> _WRITTEN PROBLEM_
Repeat the listing that follows, character for character, minus the pictures.

> _SUPPLIED DATA_

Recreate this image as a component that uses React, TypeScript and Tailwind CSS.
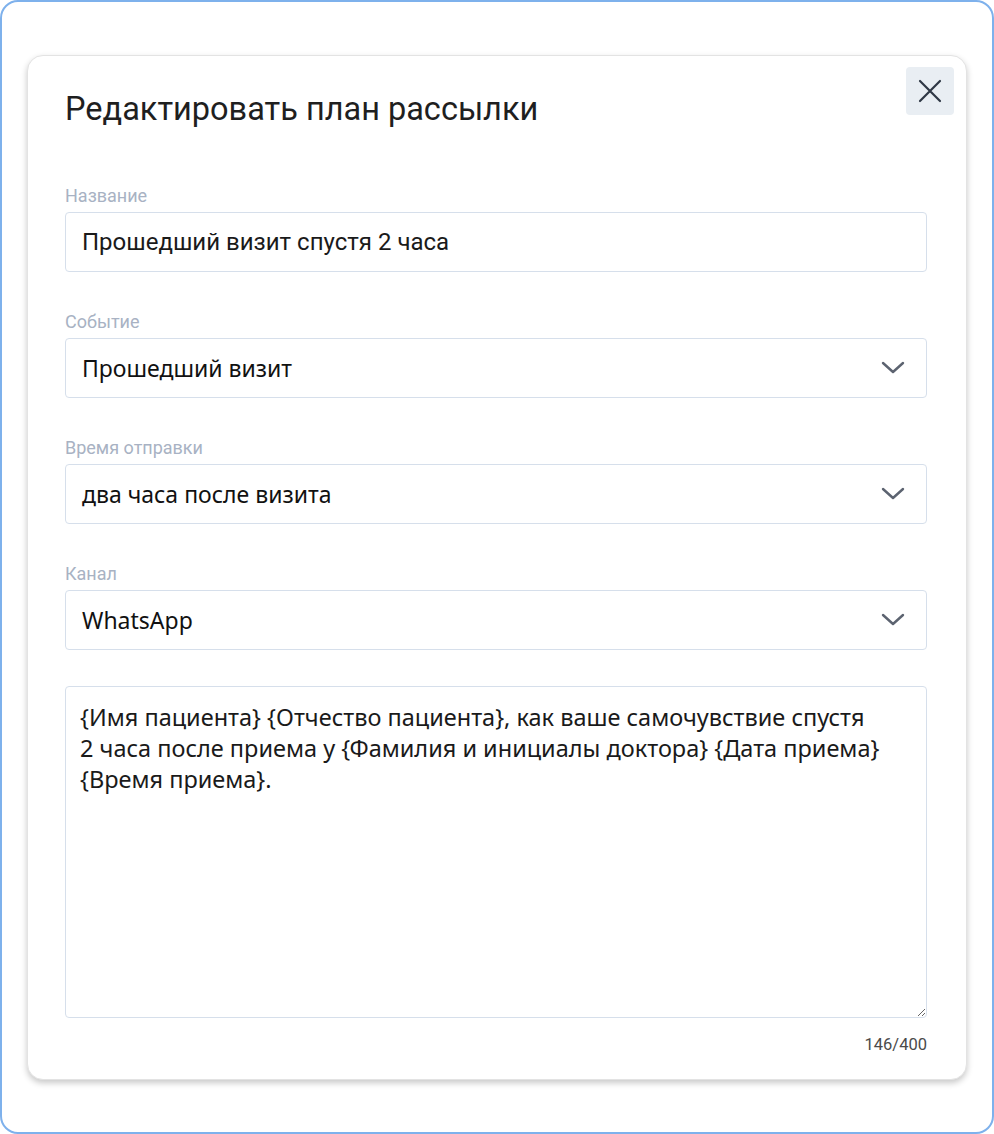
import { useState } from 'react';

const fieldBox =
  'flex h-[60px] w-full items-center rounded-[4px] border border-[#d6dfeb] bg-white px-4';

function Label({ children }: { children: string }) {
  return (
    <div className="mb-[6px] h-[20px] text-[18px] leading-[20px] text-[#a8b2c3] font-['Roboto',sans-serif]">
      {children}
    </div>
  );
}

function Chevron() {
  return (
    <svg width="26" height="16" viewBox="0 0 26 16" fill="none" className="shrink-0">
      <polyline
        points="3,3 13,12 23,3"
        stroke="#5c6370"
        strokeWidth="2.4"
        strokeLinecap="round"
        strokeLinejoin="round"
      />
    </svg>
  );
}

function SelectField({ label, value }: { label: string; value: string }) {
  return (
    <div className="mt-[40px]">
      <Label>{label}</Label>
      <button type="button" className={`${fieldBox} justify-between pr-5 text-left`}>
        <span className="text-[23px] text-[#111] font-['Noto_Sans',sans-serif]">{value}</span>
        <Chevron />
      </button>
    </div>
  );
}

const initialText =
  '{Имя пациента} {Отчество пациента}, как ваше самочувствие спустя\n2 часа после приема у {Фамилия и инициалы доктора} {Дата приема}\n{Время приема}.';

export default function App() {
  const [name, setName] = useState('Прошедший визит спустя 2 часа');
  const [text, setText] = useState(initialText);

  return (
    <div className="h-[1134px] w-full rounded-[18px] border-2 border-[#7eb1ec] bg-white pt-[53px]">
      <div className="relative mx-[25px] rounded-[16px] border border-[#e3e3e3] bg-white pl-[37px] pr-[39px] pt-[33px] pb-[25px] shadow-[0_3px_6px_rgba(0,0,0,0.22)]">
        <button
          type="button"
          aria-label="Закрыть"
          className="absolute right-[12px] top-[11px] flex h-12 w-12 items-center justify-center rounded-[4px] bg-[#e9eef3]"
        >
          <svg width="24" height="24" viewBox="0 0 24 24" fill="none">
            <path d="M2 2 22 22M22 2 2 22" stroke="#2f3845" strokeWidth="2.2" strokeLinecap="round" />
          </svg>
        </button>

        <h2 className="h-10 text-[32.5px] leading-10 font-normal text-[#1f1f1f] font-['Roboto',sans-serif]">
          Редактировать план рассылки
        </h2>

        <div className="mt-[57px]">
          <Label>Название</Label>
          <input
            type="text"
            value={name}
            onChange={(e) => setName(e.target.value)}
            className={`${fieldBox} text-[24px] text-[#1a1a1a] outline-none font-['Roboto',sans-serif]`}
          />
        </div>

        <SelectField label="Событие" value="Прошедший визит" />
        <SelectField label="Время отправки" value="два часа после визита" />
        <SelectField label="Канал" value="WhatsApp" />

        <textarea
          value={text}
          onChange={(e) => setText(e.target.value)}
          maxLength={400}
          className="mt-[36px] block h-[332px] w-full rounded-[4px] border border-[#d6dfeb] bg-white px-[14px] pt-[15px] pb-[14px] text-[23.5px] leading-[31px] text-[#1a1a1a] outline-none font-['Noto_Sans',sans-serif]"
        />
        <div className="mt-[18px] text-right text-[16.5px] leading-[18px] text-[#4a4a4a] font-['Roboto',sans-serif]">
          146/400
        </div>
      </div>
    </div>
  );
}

> _RESULT BELOW_
Recreate this image as a component that uses React, TypeScript and Tailwind CSS.
import { useState } from 'react';

const fieldBox =
  'flex h-[60px] w-full items-center rounded-[4px] border border-[#d6dfeb] bg-white px-4';

function Label({ children }: { children: string }) {
  return (
    <div className="mb-[6px] h-[20px] text-[18px] leading-[20px] text-[#a8b2c3] font-['Roboto',sans-serif]">
      {children}
    </div>
  );
}

function Chevron() {
  return (
    <svg width="26" height="16" viewBox="0 0 26 16" fill="none" className="shrink-0">
      <polyline
        points="3,3 13,12 23,3"
        stroke="#5c6370"
        strokeWidth="2.4"
        strokeLinecap="round"
        strokeLinejoin="round"
      />
    </svg>
  );
}

function SelectField({ label, value }: { label: string; value: string }) {
  return (
    <div className="mt-[40px]">
      <Label>{label}</Label>
      <button type="button" className={`${fieldBox} justify-between pr-5 text-left`}>
        <span className="text-[23px] text-[#111] font-['Noto_Sans',sans-serif]">{value}</span>
        <Chevron />
      </button>
    </div>
  );
}

const initialText =
  '{Имя пациента} {Отчество пациента}, как ваше самочувствие спустя\n2 часа после приема у {Фамилия и инициалы доктора} {Дата приема}\n{Время приема}.';

export default function App() {
  const [name, setName] = useState('Прошедший визит спустя 2 часа');
  const [text, setText] = useState(initialText);

  return (
    <div className="h-[1134px] w-full rounded-[18px] border-2 border-[#7eb1ec] bg-white pt-[53px]">
      <div className="relative mx-[25px] rounded-[16px] border border-[#e3e3e3] bg-white pl-[37px] pr-[39px] pt-[33px] pb-[25px] shadow-[0_3px_6px_rgba(0,0,0,0.22)]">
        <button
          type="button"
          aria-label="Закрыть"
          className="absolute right-[12px] top-[11px] flex h-12 w-12 items-center justify-center rounded-[4px] bg-[#e9eef3]"
        >
          <svg width="24" height="24" viewBox="0 0 24 24" fill="none">
            <path d="M2 2 22 22M22 2 2 22" stroke="#2f3845" strokeWidth="2.2" strokeLinecap="round" />
          </svg>
        </button>

        <h2 className="h-10 text-[32.5px] leading-10 font-normal text-[#1f1f1f] font-['Roboto',sans-serif]">
          Редактировать план рассылки
        </h2>

        <div className="mt-[57px]">
          <Label>Название</Label>
          <input
            type="text"
            value={name}
            onChange={(e) => setName(e.target.value)}
            className={`${fieldBox} text-[24px] text-[#1a1a1a] outline-none font-['Roboto',sans-serif]`}
          />
        </div>

        <SelectField label="Событие" value="Прошедший визит" />
        <SelectField label="Время отправки" value="два часа после визита" />
        <SelectField label="Канал" value="WhatsApp" />

        <textarea
          value={text}
          onChange={(e) => setText(e.target.value)}
          maxLength={400}
          className="mt-[36px] block h-[332px] w-full rounded-[4px] border border-[#d6dfeb] bg-white px-[14px] pt-[15px] pb-[14px] text-[23.5px] leading-[31px] text-[#1a1a1a] outline-none font-['Noto_Sans',sans-serif]"
        />
        <div className="mt-[18px] text-right text-[16.5px] leading-[18px] text-[#4a4a4a] font-['Roboto',sans-serif]">
          146/400
        </div>
      </div>
    </div>
  );
}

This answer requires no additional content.